Indrani is studying psychology and wants to become a psychologist by profession. But that does not stop her from pursuing her hobby to make handmade jewelry, something she started out of the blue one fine day during the lockdown. While she had started designing the jewelery for herself, to her surprise, Indrani found that people liked her work. She then thought of doing something about it professionally and opened a small boutique, Abhoroni, where she started creating fabric jewelry. She claims hee creations go well with both Indian as well as western outfits, and adds a dimension to the overall look of the outfit.

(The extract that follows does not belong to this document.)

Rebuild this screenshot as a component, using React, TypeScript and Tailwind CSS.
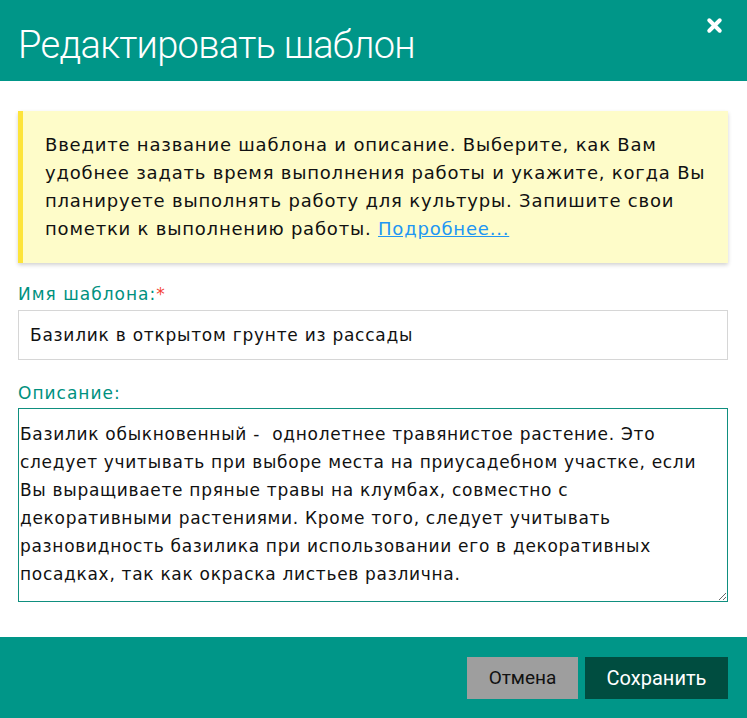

Another such entrepreneur is Pamela. From a trip to South India, she came back with the idea of making crockery out of coconut shells. As a result, what had begun as a place specialized in handmade quilling cards and miniatures, grew into jewelery and home decor as well. Since she loved the idea of using coconut shells, she not only made crockery out of them but ornaments too. Not just coconut shells, she also uses other eco-friendly materials like jute for her ornaments. She says she tries her best to offer something offbeat, and charges only for the materials used to make the products and not for her designs or ideas. Pamela says she does not believe in putting a price tag on ideas and creativity, and hence she keeps a section open for people who would want to pay any amount for the sake of appreciating her work as per their will.
Home Decor To Sweets
Sometimes, passion is born out of adverse situations as well. A case in point is art enthusiast Debanjali Nag, who started her venture during the pandemic to support her family in their difficult times. Being a fine arts student and art teacher, she was always into creativity, but the pandemic made her start something of her own in the field of designing home decor.
After her first order, where she had helped someone with their house makeover, there was no looking back. She creates everything all by herself from scratch, right from the wood-cutting and carving process. Since festive seasons are also about new beginnings, Durga Puja is a time when people like to decorate or renovate their homes, and Debanjali’s creations find takers among the lot. From decorative mirrors to standing lamps to quirky nameplates, she does it all. Debanjali claims her work has found clients in various other parts of the country too.
Rinku Chattopadhyay, a full-time mother and homemaker, also wanted to start something of her own. She credits her sister for motivating her to begin her venture — Darshik, an online platform that sells a variety of things such as bags, jewelery, and clothes, which she claims are of great quality and at the same time pocket-friendly.
The festive season is nothing without sweets. But why should sweets be limited to the traditional varieties? This is where Sohini finds her art can help. She says it is challenging to place chocolates on par with Indian sweets during festivals, but she was still keen to experiment with the idea. Surprisingly, she says, people welcomed the change and she has been able to create chocolates with a variety of flavours.
Sohini thanks her mother for helping her start this venture amid a lot of difficulties. But she honed her skills, and succeeded in becoming a chocolatier. For this festive season, she has designed customized chocolate boxes that gives the look and feel of Duga Puja, and hopes to bring something new and unique to the people. Sohini’s flavors include Benarasi Paan delight, and chocolates with flavors of fruit such as mango, orange and blueberry. For the traditional audience who craves sweets, she has rasmalai chocolates too.